O melhor caminho para o sexto título em 2022 é investir na continuidade do técnico, mas também cobrá-lo por seus equívocos

O melhor caminho para que o Brasil tenha condições de buscar o hexa em 2022 passa pela continuidade de Tite. Mas um atalho importante para que este caminho não se transforme numa picada traiçoeira, como aconteceu na Rússia, é que o técnico seja retirado do pedestal ao qual foi alçado desde que assumiu a seleção brasileira. Que seja cobrado por decisões discutíveis e percebido como o que realmente é: um técnico inteligente e competente, que, como todos os técnicos, comete erros.

Como um banho de gelada realidade sobre o lombo de quem acreditava que a aventura russa era um mero protocolo na busca pelo sexto título mundial, os erros de Tite tornaram-se mais evidentes justamente nos cinco jogos disputados na Copa. Erros que começaram na convocação, passaram pela manutenção de jogadores lesionados, como Fred, e por fim desembocaram na própria escalação do time, durante todo o Mundial. Apostar em Gabriel Jesus, a despeito de todos os volteios táticos, foi uma teimosia em que Tite resolveu investir, talvez sucumbindo ao orgulho de, trazendo o título, provar, qual um Midas de Caxias do Sul, que tudo que em que toca vira ouro.

Devido ao volume de jogo no segundo tempo, contra a Bélgica, está sendo disseminada a narrativa da “eliminação digna” – para alguns mais empolgados, quase HEROICA. Mas a queda veio, sobretudo, por uma concepção equivocada, talvez mesmo arrogante, de Tite para enfrentar o forte time europeu, cedendo espaços pornográficos nas laterais, especialmente no latifúndio que Marcelo deixava nas suas costas, com direito a momentos de pânico logo após o segundo gol belga. A seleção de Tite, pasmem, teve momentos de 7 a 1, e se pressionou muito no segundo tempo, também é verdade que a Bélgica resolveu se encolher para defender o resultado histórico.

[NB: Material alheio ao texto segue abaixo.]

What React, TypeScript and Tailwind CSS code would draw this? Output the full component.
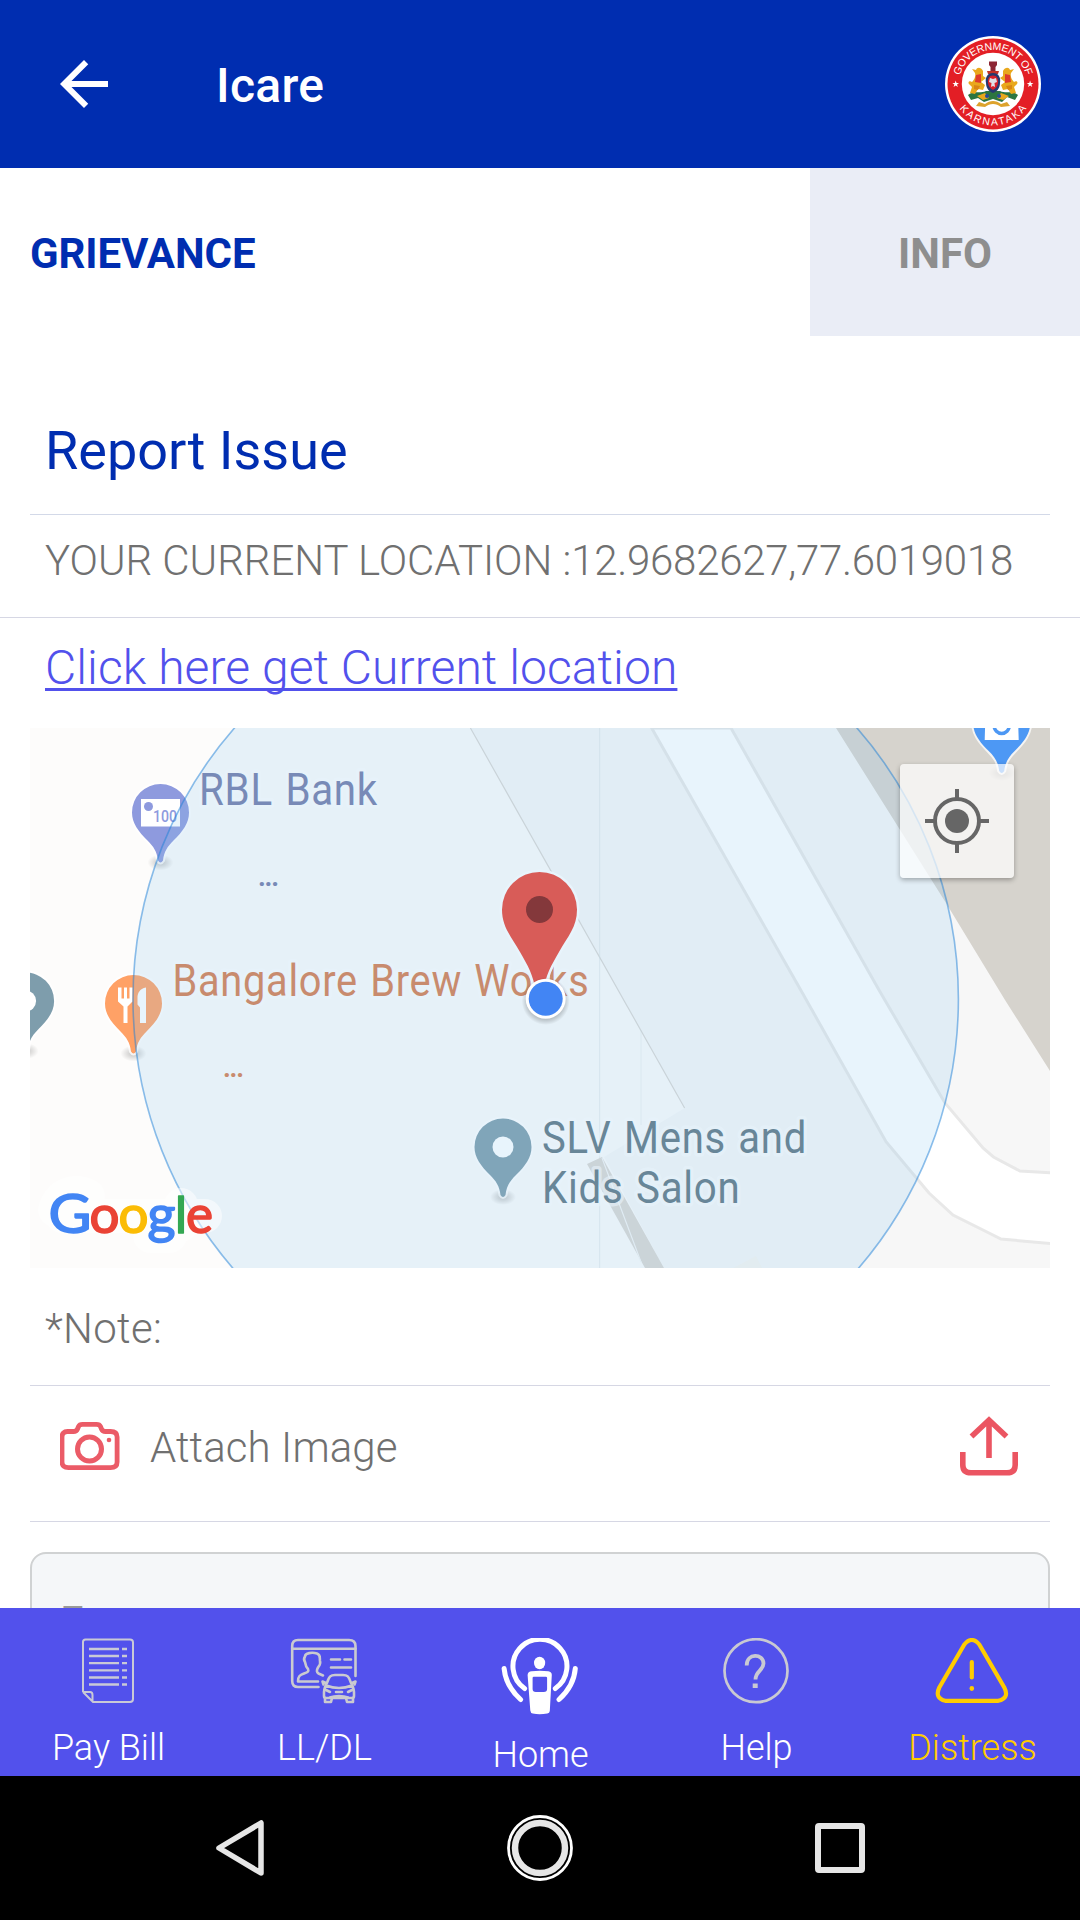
import { useState } from 'react';

// Outline of a place pin whose head is centred on 0,0
const PIN_PATH = 'M0 -28.5 A28.5 28.5 0 0 1 28.5 0 C28.5 11 22 19 13 28 C7 34 3.5 39 2.5 48 Q0 52 -2.5 48 C-3.5 39 -7 34 -13 28 C-22 19 -28.5 11 -28.5 0 A28.5 28.5 0 0 1 0 -28.5Z';

interface PinProps {
  x: number;
  y: number;
  color: string;
  children?: React.ReactNode;
}

function Pin({ x, y, color, children }: PinProps) {
  return (
    <g transform={`translate(${x} ${y})`}>
      <ellipse cx="0" cy="50" rx="13" ry="8" fill="url(#pinShadow)" />
      <path d={PIN_PATH} fill={color} stroke="#fff" strokeOpacity="0.75" strokeWidth="4" paintOrder="stroke" />
      {children}
    </g>
  );
}

interface MapLabelProps {
  x: number;
  y: number;
  width: number;
  color: string;
  text: string;
}

function MapLabel({ x, y, width, color, text }: MapLabelProps) {
  return (
    <text
      x={x}
      y={y}
      textLength={width}
      lengthAdjust="spacingAndGlyphs"
      fontSize="44"
      letterSpacing="0.8"
      wordSpacing="2"
      fill={color}
      stroke="#fff"
      strokeOpacity="0.6"
      strokeWidth="7"
      strokeLinejoin="round"
      paintOrder="stroke"
    >
      {text}
    </text>
  );
}

// Second line of a label that has been shortened
function MapEllipsis({ x, y, color }: { x: number; y: number; color: string }) {
  return (
    <text x={x} y={y} textLength="21" fontSize="27" fontWeight="700" fill={color}>
      ...
    </text>
  );
}

const googleLetters = [
  { letter: 'G', x: 48.5, width: 43, size: 54, color: '#4285f4' },
  { letter: 'o', x: 89.5, width: 30, size: 52, color: '#ea4335' },
  { letter: 'o', x: 118.5, width: 30, size: 52, color: '#fbbc05' },
  { letter: 'g', x: 147.5, width: 28, size: 52, color: '#4285f4' },
  { letter: 'l', x: 175, width: 12, size: 50, color: '#34a853' },
  { letter: 'e', x: 186, width: 27, size: 52, color: '#ea4335' },
];

function GoogleMark() {
  return (
    <g fontFamily="Lato, sans-serif" strokeLinejoin="round" paintOrder="stroke">
      <path d="M55 1210 a22 22 0 0 1 33 -14 M62 1216 H205 M150 1236 H170 M181 1205 V1225" stroke="#fff" strokeOpacity="0.5" strokeWidth="34" strokeLinecap="round" fill="none" />
      {googleLetters.map((item, i) => (
        <text
          key={i}
          x={item.x}
          y="1233"
          fontSize={item.size}
          textLength={item.width}
          lengthAdjust="spacingAndGlyphs"
          fill={item.color}
          stroke={item.color}
          strokeWidth="1.6"
        >
          {item.letter}
        </text>
      ))}
    </g>
  );
}

function Lion() {
  return (
    <g>
      <path d="M38 35 C36 31 32 31 31 34 L27 33 L30 37 C31 41 29 44 27 46 C24 44 22 47 25 49 L27 51 L25 57 L30 58 L33 53 L38 54 L40 49 L36 46 L41 42 L38 40Z" fill="#e9a81c" />
      <path d="M31 39 L36 38 L36 47 L30 46Z" fill="#dd3a2c" />
      <path d="M29 49 L35 50 L33 54 L29 53Z" fill="#d98514" />
    </g>
  );
}

function Emblem() {
  return (
    <svg className="h-24 w-24" viewBox="0 0 96 96" fontFamily='"Liberation Sans", sans-serif'>
      <defs>
        <path id="sealTop" d="M13.9 48 A34.1 34.1 0 0 1 82.1 48" />
        <path id="sealBottom" d="M6.5 48 A41.5 41.5 0 0 0 89.5 48" />
      </defs>
      <circle cx="48" cy="48" r="48" fill="#fff" />
      <circle cx="48" cy="48" r="45.5" fill="#e31e25" />
      <circle cx="48" cy="48" r="31.2" fill="#fff" />
      <text fontSize="10.5" fill="#fff">
        <textPath href="#sealTop" startOffset="50%" textAnchor="middle" textLength="90">GOVERNMENT OF</textPath>
      </text>
      <text fontSize="10.5" fill="#fff">
        <textPath href="#sealBottom" startOffset="50%" textAnchor="middle" textLength="78">KARNATAKA</textPath>
      </text>
      <g fill="#fff">
        <path id="sealStar" d="M10.7 44.6 L11.5 47 L14 47 L12 48.6 L12.8 51 L10.7 49.5 L8.6 51 L9.4 48.6 L7.4 47 L9.9 47Z" />
        <use href="#sealStar" x="74.4" />
      </g>
      <path d="M23 59 C29 54 35 58 41 55 H55 C61 58 67 54 73 59 L70 64 L62 61 L57 66 L48 63 L39 66 L33 62 L26 64Z" fill="#2c7540" />
      <path d="M32 60 L40 57 L44 62 L38 64Z M64 60 L56 57 L52 62 L58 64Z" fill="#e9a81c" />
      <circle cx="42" cy="60" r="2" fill="#264b9a" />
      <circle cx="54" cy="60" r="2" fill="#264b9a" />
      <Lion />
      <g transform="translate(96 0) scale(-1 1)">
        <Lion />
      </g>
      <path d="M44 25.5 H52 V29 L50.5 31 V35 H45.5 V31 L44 29Z" fill="#8d2634" />
      <path d="M42 35 H54 L53 38 H43Z" fill="#c33127" />
      <path d="M48 37 C54 37 56 42 55 47 C55 53 51 56 48 57 C45 56 41 53 41 47 C40 42 42 37 48 37Z" fill="#26396f" />
      <path d="M48 39.5 C52 39.5 53.5 43 53 47 C52.5 51 50 53 48 54 C46 53 43.5 51 43 47 C42.5 43 44 39.5 48 39.5Z" fill="#d6202b" />
      <path d="M48 43 L51 42 L52 46 L49.5 47 L50 51 L48 50 L46 51 L46.5 47 L44 46 L45 42Z" fill="#dfdfe6" />
      <path d="M34 66 L40 68 C45 64 51 64 56 68 L62 66 L65 70 L56 71 C51 67 45 67 40 71 L31 70Z" fill="#dda32c" />
    </svg>
  );
}

function LocationMap() {
  return (
    <svg className="h-full w-full" viewBox="30 728 1020 540" fontFamily="Roboto, sans-serif" fontWeight="400">
      <defs>
        <radialGradient id="pinShadow">
          <stop offset="0.3" stopColor="#000" stopOpacity="0.16" />
          <stop offset="1" stopColor="#000" stopOpacity="0" />
        </radialGradient>
        <radialGradient id="dotShadow">
          <stop offset="0.7" stopColor="#000" stopOpacity="0.25" />
          <stop offset="1" stopColor="#000" stopOpacity="0" />
        </radialGradient>
      </defs>

      {/* Land, buildings and road */}
      <rect x="30" y="728" width="1020" height="540" fill="#fdfcfb" />
      <path d="M470.4 728 L684.6 1108 L604 1157 L664 1268 H1050 V728Z" fill="#f7f7f7" />
      <path d="M470.4 728 L684.6 1108" stroke="#d9d6d3" strokeWidth="1.2" />
      <path d="M599.6 728 V1268" stroke="#d5dde0" strokeOpacity="0.45" strokeWidth="1.2" />
      <path d="M641 1030 V1125" stroke="#d5dde0" strokeOpacity="0.25" strokeWidth="1.2" />
      <path d="M587 1164 L602 1157 L664 1268 H645Z" fill="#dbd7d3" />
      <path d="M602 1158 L641 1262" stroke="#f5f5f5" strokeWidth="1.2" />
      <path d="M733 1268 L756 1256 L762 1268Z" fill="#f8f6f1" />
      <path
        d="M651.6 728 L800.7 990 L886 1141.7 L929 1193 L953 1215 L1001 1239 L1055 1244 V1173 L1020 1171 L993.5 1157 L983 1148 L945 1103 L879 990 L731 728Z"
        fill="#fff"
        stroke="#e8e8e8"
        strokeWidth="3"
      />
      <path d="M836 728 L946 903 L1005 1000 L1050 1071 V728Z" fill="#d6d3cd" />

      {/* Places */}
      <Pin x={160.5} y={812.5} color="#8e9ade">
        <rect x="-19.5" y="-13.5" width="39" height="27.5" fill="#fff" />
        <circle cx="-12" cy="-6" r="4.5" fill="#8e9ade" />
        <text x="-7.5" y="9.5" fontSize="17" fontWeight="500" textLength="24" lengthAdjust="spacingAndGlyphs" fill="#8e9ade">100</text>
      </Pin>
      <MapLabel x={199} y={805} width={179} color="#747ba9" text="RBL Bank" />
      <MapEllipsis x={258} y={885.5} color="#747ba9" />

      <Pin x={133.5} y={1003.5} color="#ffa166">
        <path d="M-15.5 -16 V-2 L-10 3 V19.5 H-6 V3 L-1 -2 V-16 H-4 V-5 H-6.5 V-16 H-9.5 V-5 H-12 V-16Z" fill="#fff" />
        <path d="M12.5 -16 C6 -15 4 -10 4 -6 V1 L6.5 4 V19.5 H12.5Z" fill="#fff" />
      </Pin>
      <MapLabel x={172.5} y={996} width={417} color="#d77c4e" text="Bangalore Brew Works" />
      <MapEllipsis x={223} y={1076.5} color="#d77c4e" />

      <Pin x={25.6} y={1001} color="#7e9dac">
        <circle r="10.5" fill="#fff" />
      </Pin>
      <Pin x={503} y={1147} color="#7e9dac">
        <circle r="10.5" fill="#fff" />
      </Pin>
      <MapLabel x={542} y={1153} width={265} color="#5f7683" text="SLV Mens and" />
      <MapLabel x={542} y={1203} width={198.5} color="#5f7683" text="Kids Salon" />

      <Pin x={1001.7} y={723} color="#4d98f4">
        <path d="M-16.5 0 L-17 17 H17 L16.5 0Z" fill="#fff" />
        <circle cy="3" r="7.5" fill="#fff" stroke="#4d98f4" strokeWidth="3.5" />
      </Pin>

      {/* Selected position */}
      <path
        d="M539.5 872 A37.5 37.5 0 0 1 577 909.5 C577 927 568 936 559 952 C551 966 546 974 543 992 H536 C533 974 528 966 520 952 C511 936 502 927 502 909.5 A37.5 37.5 0 0 1 539.5 872Z"
        fill="#ec4233"
        stroke="#fff"
        strokeWidth="5"
        paintOrder="stroke"
      />
      <circle cx="539.5" cy="909.5" r="13.5" fill="#82140e" />
      <circle cx="545.7" cy="999" r="412.7" fill="#8ac6ee" fillOpacity="0.2" stroke="#1e7fd8" strokeOpacity="0.5" strokeWidth="1.6" />
      <circle cx="545.7" cy="1001" r="24" fill="url(#dotShadow)" />
      <circle cx="545.7" cy="998.7" r="20" fill="#fff" />
      <circle cx="545.7" cy="998.7" r="17" fill="#4285f4" />

      <GoogleMark />
    </svg>
  );
}

function PayBillIcon() {
  return (
    <svg className="h-[66px] w-[54px]" viewBox="0 0 54 66" fill="none" stroke="#c9c9d6" strokeWidth="2">
      <path d="M2 54 V4 Q2 1.5 4.5 1.5 H49 Q52 1.5 52 4.5 V61 Q52 64 49 64 H12 L2 54 M2 54 H9 Q11.5 54 11.5 57 V64" />
      <path d="M8 11 H38 M8 18 H38 M8 25.2 H38 M8 32.3 H38 M8 39.5 H38 M8 46.5 H38" strokeWidth="2.3" />
      <path d="M41 11 H46 M41 18 H46 M41 25.2 H46 M41 32.3 H46 M41 39.5 H46 M41 46.5 H46" strokeWidth="2.3" />
    </svg>
  );
}

function LicenceIcon() {
  return (
    <svg className="h-[66px] w-[68px]" viewBox="0 0 68 66" fill="none" stroke="#cacad0" strokeWidth="2.6" strokeLinecap="round" strokeLinejoin="round">
      <path d="M28.5 49 H8 Q2.2 49 2.2 43 V8 Q2.2 2 8 2 H59 Q65.5 2 65.5 8 V38" />
      <path d="M2.2 10.7 H65.5" />
      <path d="M28 43.5 H8 C8 38 10 37 14 35.5 C18 34 19 33.5 18 31 C16 29 15.5 27 15 24 C13.5 22 14 20 15 18.5 C15 15 22 14 27 15.5 C31 17 29.5 20 30 23 C31 26 29 28 28 29.5 C26.5 32 26.5 34.5 28.5 35.5 L33 37.5" />
      <path d="M41 21.5 H50 M54.5 21.5 H61 M41 29.5 H61" />
      <path d="M37 45 C39 38 41 37 45 37 H53 C57 37 59 38 61 45 M36 47.5 C44 50.5 54 50.5 62 47.5 M36.5 46 Q33.5 51 34 58 Q34 60 36 60 H62 Q64 60 64 58 Q64.5 51 61.5 46" />
      <path d="M36 45 L32.5 43.5 L33.5 46.5 M62 45 L65.5 43.5 L64.5 46.5" />
      <path d="M36 52 L40 54 M62 52 L58 54 M46 54 H52 M40 59.5 C45 57.5 53 57.5 58 59.5" />
      <path d="M35 60 V64 H41 L42 60 M63 60 V64 H57 L56 60" />
    </svg>
  );
}

function HomeIcon() {
  return (
    <svg className="h-[78px] w-[78px]" viewBox="0.7 1 78 78" fill="none" stroke="#fff" strokeLinecap="round">
      <path d="M24.3 51.5 A27 27 0 1 1 55 51.5" strokeWidth="5" />
      <path d="M3.8 31.5 C5 44 12 55 20.3 62.5 M75 31.5 C74 44 67 55 58.7 62.5" strokeWidth="5" />
      <ellipse cx="39.3" cy="26" rx="5.6" ry="6.2" fill="#fff" stroke="none" />
      <path fillRule="evenodd" d="M27.3 38 Q27.5 34.5 31.5 34.2 Q39.3 33.5 48 34.2 Q51.5 34.8 51.5 38 L49.5 74 Q49.3 76 47 76.5 Q39 77.8 32.5 76.5 Q30.2 76 30 73.5Z M33.5 39.8 Q32.3 39.8 32.3 41 V52 Q32.3 55 35.5 55 H43.5 Q46.8 55 46.8 52 V41 Q46.8 39.8 45.5 39.8Z" fill="#fff" stroke="none" />
    </svg>
  );
}

function HelpIcon() {
  return (
    <svg className="h-[66px] w-[66px]" viewBox="0 0 66 66" fill="none" stroke="#c9c9d2">
      <circle cx="33" cy="32.7" r="31.5" strokeWidth="2.7" />
      <path d="M23.7 27.5 C23.7 14.5 40.5 15.5 40.5 25.5 C40.5 32.5 32.5 33 32.5 41.5" strokeWidth="3.8" />
      <path d="M32.2 45.5 V50" strokeWidth="5" />
    </svg>
  );
}

function DistressIcon() {
  return (
    <svg className="h-[66px] w-[74px]" viewBox="0.2 0 74 66" fill="none" stroke="#ffcc00" strokeLinecap="round">
      <path d="M29.5 6.5 Q37 -2.5 44.5 6.5 L69.5 49.5 Q75 60 63.5 62.8 H10.5 Q-0.5 60 4.5 49.5Z" strokeWidth="4.2" strokeLinejoin="round" />
      <path d="M37 24 V39.5" strokeWidth="4.2" />
      <path d="M37 50.3 V50.6" strokeWidth="4.6" />
    </svg>
  );
}

const bottomLinks = [
  { name: 'Pay Bill', icon: <PayBillIcon />, style: 'mt-[15px] text-white' },
  { name: 'LL/DL', icon: <LicenceIcon />, style: 'mt-[15px] text-white' },
  { name: 'Home', icon: <HomeIcon />, style: 'mt-[10px] text-white' },
  { name: 'Help', icon: <HelpIcon />, style: 'mt-[15px] text-white' },
  { name: 'Distress', icon: <DistressIcon />, style: 'mt-[15px] text-[#ffcc00]' },
];

export default function App() {
  const [activeTab, setActiveTab] = useState('GRIEVANCE');

  return (
    <div className="flex h-[1920px] w-[1080px] flex-col overflow-hidden bg-white font-[Roboto,sans-serif]">
      {/* Header */}
      <header className="flex h-[168px] shrink-0 items-center bg-[#002db0] pr-[39px] pl-12">
        <svg className="h-[72px] w-[72px]" viewBox="0 0 24 24" fill="#fff">
          <path d="M20 11H7.83l5.59-5.59L12 4l-8 8 8 8 1.41-1.41L7.83 13H20v-2z" />
        </svg>
        <h1 className="ml-24 flex-1 pt-[3px] text-5xl font-medium tracking-[0.3px] text-white">Icare</h1>
        <Emblem />
      </header>

      {/* Tabs */}
      <div className="flex h-[168px] shrink-0 text-[42px] font-bold">
        <button className="w-[810px] pt-[3px] pl-[30px] text-left tracking-[-0.1px] text-[#002db0]" onClick={() => setActiveTab('GRIEVANCE')}>
          GRIEVANCE
        </button>
        <button className="w-[270px] bg-[#eaedf6] pt-[3px] text-[#8e8e8e]" onClick={() => setActiveTab('INFO')}>
          INFO
        </button>
      </div>

      {/* Report form */}
      <main className="h-[1272px] shrink-0 overflow-hidden text-[42px] leading-[50px] font-light text-[#707070]" data-tab={activeTab}>
        <h2 className="mx-[30px] h-[179px] border-b border-[#d3d9e8] pt-[83px] pl-[15px] text-[54px] leading-[64px] font-normal text-[#002db0]">
          Report Issue
        </h2>
        <p className="h-[103px] border-b border-[#d6d7e4] pt-[21px] pl-[45px] tracking-[-0.04px] whitespace-nowrap">
          YOUR CURRENT LOCATION :<span className="tracking-[-0.28px]">12.9682627,77.6019018</span>
        </p>
        <div className="h-[110px] pt-[22px] pl-[45px] text-5xl leading-[56px] tracking-[0.07px] text-[#5251ec]">
          <a className="underline decoration-[3px] underline-offset-[4px] [text-decoration-skip-ink:none]">Click here get Current location</a>
        </div>

        <div className="relative mx-[30px] h-[540px] overflow-hidden">
          <LocationMap />
          <button className="absolute top-9 right-9 flex h-[114px] w-[114px] items-center justify-center rounded bg-white/70 shadow-[0_2px_5px_rgba(0,0,0,0.3)]">
            <svg className="h-[66px] w-[66px]" viewBox="-33 -33 66 66" fill="none" stroke="#666" strokeWidth="4">
              <circle r="22" />
              <circle r="12" fill="#666" stroke="none" />
              <path d="M0 -32 V-23 M0 23 V32 M-32 0 H-23 M23 0 H32" />
            </svg>
          </button>
        </div>

        <p className="mx-[30px] h-[118px] border-b border-[#d6d7e4] pt-9 pl-[15px] tracking-[0.3px]">*Note:</p>

        <div className="mx-[30px] h-[136px] border-b border-[#d6d7e4] pr-8 pl-[30px]">
          <div className="flex h-[120px] items-center">
            <svg className="h-12 w-[60px]" viewBox="0.5 0 60 48" fill="none" stroke="#eb5b67" strokeWidth="4.8">
              <path d="M2.5 15 Q2.5 9.5 8 9.5 H14 Q17 9.5 18 7 L19 4.5 Q20 2.4 23 2.4 H37 Q40 2.4 41 4.5 L42 7 Q43 9.5 46 9.5 H51 Q57.6 9.5 57.6 15 V40 Q57.6 45.6 51 45.6 H9 Q2.5 45.6 2.5 40Z" />
              <circle cx="30" cy="27" r="12" strokeWidth="5" />
              <circle cx="49.5" cy="18" r="2.3" fill="#eb5b67" stroke="none" />
            </svg>
            <span className="flex-1 pt-[3px] pl-[30px] tracking-[0.1px]">Attach Image</span>
            <svg className="h-[60px] w-[58px]" viewBox="0 0 58 60" fill="none" stroke="#eb5562" strokeWidth="5.6">
              <path d="M29 3 V42 M11.5 20.5 L29 4 L46.5 20.5" />
              <path d="M2.8 36 V49 Q2.8 56.8 11 56.8 H47 Q55.2 56.8 55.2 49 V36" />
            </svg>
          </div>
        </div>

        <div className="mx-[30px] mt-[30px] h-[270px] rounded-[16px] border-2 border-[#d0d2d3] bg-[#f5f7f9] pt-[43px] pl-7 font-normal text-[#999]">
          E
        </div>
      </main>

      {/* Bottom links */}
      <nav className="grid h-[168px] shrink-0 grid-cols-5 bg-[#5251ec]">
        {bottomLinks.map((link) => (
          <a key={link.name} className="flex flex-col items-center pt-[30px]">
            {link.icon}
            <span className={`pt-px pl-px text-4xl leading-[56px] font-light ${link.style}`}>{link.name}</span>
          </a>
        ))}
      </nav>

      {/* System keys */}
      <footer className="flex h-36 shrink-0 items-center justify-between bg-black px-[210px]">
        <svg className="h-[60px] w-[60px]" viewBox="0 0 60 60" fill="none" stroke="#e6e6e6" strokeWidth="5.5" strokeLinejoin="round">
          <path d="M51 5 V55 L9 30Z" />
        </svg>
        <svg className="h-[68px] w-[68px]" viewBox="-34 -34 68 68" fill="none">
          <circle r="31.5" stroke="#fff" strokeWidth="2.8" />
          <circle r="25" stroke="#e6e6e6" strokeWidth="6.5" />
        </svg>
        <svg className="h-[60px] w-[60px]" viewBox="0 0 60 60" fill="none" stroke="#e6e6e6" strokeWidth="6">
          <rect x="8" y="8" width="44" height="44" rx="1" />
        </svg>
      </footer>
    </div>
  );
}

Qualquer outro técnico seria cobrado de forma contundente, por exemplo, por deixar De Bruyne tão livre a ponto de se entregar a reflexões existenciais no meio-campo. Por nem sequer cogitar que Hazard, de jogo monstruoso, talvez precisasse de alguma estratégia de contenção. Não há problema na torcida se divertir com a piada da Ótima Geração Belga – o problema é que Tite parece ter aderido ao meme. A eliminação do Brasil não foi circunstancial ou aleatória, nem um golpe do destino. Há responsabilidades, desde a comissão técnica, até os jogadores – Neymar novamente sucumbiu quando dele mais se precisava e, para alcançar o status que pretende, precisa decidir justamente esse tipo de jogo.

É inegável que Tite realiza um trabalho importante na seleção brasileira. Assumiu o comando de uma equipe em frangalhos, castigada dentro e fora do campo, e a transformou novamente em uma potência a ser respeitada. São consideráveis as chances de que a continuidade de seu projeto culmine em uma grande Copa do Mundo em 2022, e muito mais provável será se for removido o verniz dourado de infalibilidade que lhe foi colocado. A seleção não precisa de condutores morais da nação, iluminados discursos filosóficos ou mantras de autoajuda: um técnico competente é mais do que suficiente.